--- start ---

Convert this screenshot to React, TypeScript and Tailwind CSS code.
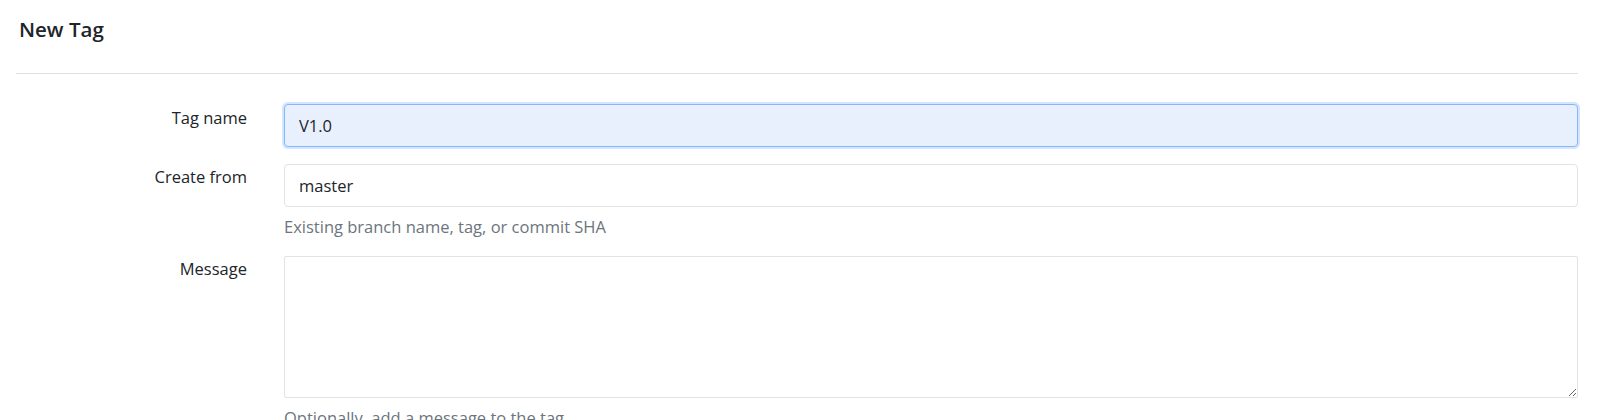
export default function App() {
  return (
    <div className="min-h-screen bg-white pl-[16px] pr-[19px] text-[#212529] font-['Open_Sans',sans-serif]">
      {/* header */}
      <div className="h-[74px] border-b border-[#dee2e6] pt-[17px] pl-[3px]">
        <h5 className="text-[20.5px] leading-[24px] font-semibold text-[#212529]">New Tag</h5>
      </div>

      <form className="pt-[30px]">
        <div className="flex mb-[17px]">
          <label className="w-[231px] shrink-0 text-right text-[16.5px] leading-[24px] pt-[2px]">Tag name</label>
          <div className="ml-[37px] flex-1">
            <input
              defaultValue="V1.0"
              className="w-full h-[43px] rounded-[4px] border border-[#86b7fe] bg-[#e8f0fe] px-[14px] text-[16.5px] text-[#212529] outline-none shadow-[0_0_0_2px_rgba(13,110,253,0.18)]"
            />
          </div>
        </div>

        <div className="flex mb-[17px]">
          <label className="w-[231px] shrink-0 text-right text-[16.5px] leading-[24px] pt-[1px]">Create from</label>
          <div className="ml-[37px] flex-1">
            <input
              defaultValue="master"
              className="w-full h-[43px] rounded-[4px] border border-[#e3e3e3] bg-white px-[14px] text-[16.5px] text-[#212529] outline-none"
            />
            <p className="mt-[8px] text-[16.5px] leading-[24px] text-[#6c757d]">Existing branch name, tag, or commit SHA</p>
          </div>
        </div>

        <div className="flex mb-[17px]">
          <label className="w-[231px] shrink-0 text-right text-[16.5px] leading-[24px] pt-[1px]">Message</label>
          <div className="ml-[37px] flex-1">
            <textarea className="block w-full h-[142px] rounded-[2px] border border-[#e3e3e3] bg-white px-[14px] py-[9px] text-[16.5px] outline-none" />
            <p className="mt-[8px] text-[16.5px] leading-[24px] text-[#6c757d]">Optionally, add a message to the tag</p>
          </div>
        </div>
      </form>
    </div>
  );
}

--- end ---

### PROBLEM REQUIREMENTS:
Your task is an exact transcription of all the data, minus the pictures.

### RESULT OF THE TASK:
Convert this screenshot to React, TypeScript and Tailwind CSS code.
export default function App() {
  return (
    <div className="min-h-screen bg-white pl-[16px] pr-[19px] text-[#212529] font-['Open_Sans',sans-serif]">
      {/* header */}
      <div className="h-[74px] border-b border-[#dee2e6] pt-[17px] pl-[3px]">
        <h5 className="text-[20.5px] leading-[24px] font-semibold text-[#212529]">New Tag</h5>
      </div>

      <form className="pt-[30px]">
        <div className="flex mb-[17px]">
          <label className="w-[231px] shrink-0 text-right text-[16.5px] leading-[24px] pt-[2px]">Tag name</label>
          <div className="ml-[37px] flex-1">
            <input
              defaultValue="V1.0"
              className="w-full h-[43px] rounded-[4px] border border-[#86b7fe] bg-[#e8f0fe] px-[14px] text-[16.5px] text-[#212529] outline-none shadow-[0_0_0_2px_rgba(13,110,253,0.18)]"
            />
          </div>
        </div>

        <div className="flex mb-[17px]">
          <label className="w-[231px] shrink-0 text-right text-[16.5px] leading-[24px] pt-[1px]">Create from</label>
          <div className="ml-[37px] flex-1">
            <input
              defaultValue="master"
              className="w-full h-[43px] rounded-[4px] border border-[#e3e3e3] bg-white px-[14px] text-[16.5px] text-[#212529] outline-none"
            />
            <p className="mt-[8px] text-[16.5px] leading-[24px] text-[#6c757d]">Existing branch name, tag, or commit SHA</p>
          </div>
        </div>

        <div className="flex mb-[17px]">
          <label className="w-[231px] shrink-0 text-right text-[16.5px] leading-[24px] pt-[1px]">Message</label>
          <div className="ml-[37px] flex-1">
            <textarea className="block w-full h-[142px] rounded-[2px] border border-[#e3e3e3] bg-white px-[14px] py-[9px] text-[16.5px] outline-none" />
            <p className="mt-[8px] text-[16.5px] leading-[24px] text-[#6c757d]">Optionally, add a message to the tag</p>
          </div>
        </div>
      </form>
    </div>
  );
}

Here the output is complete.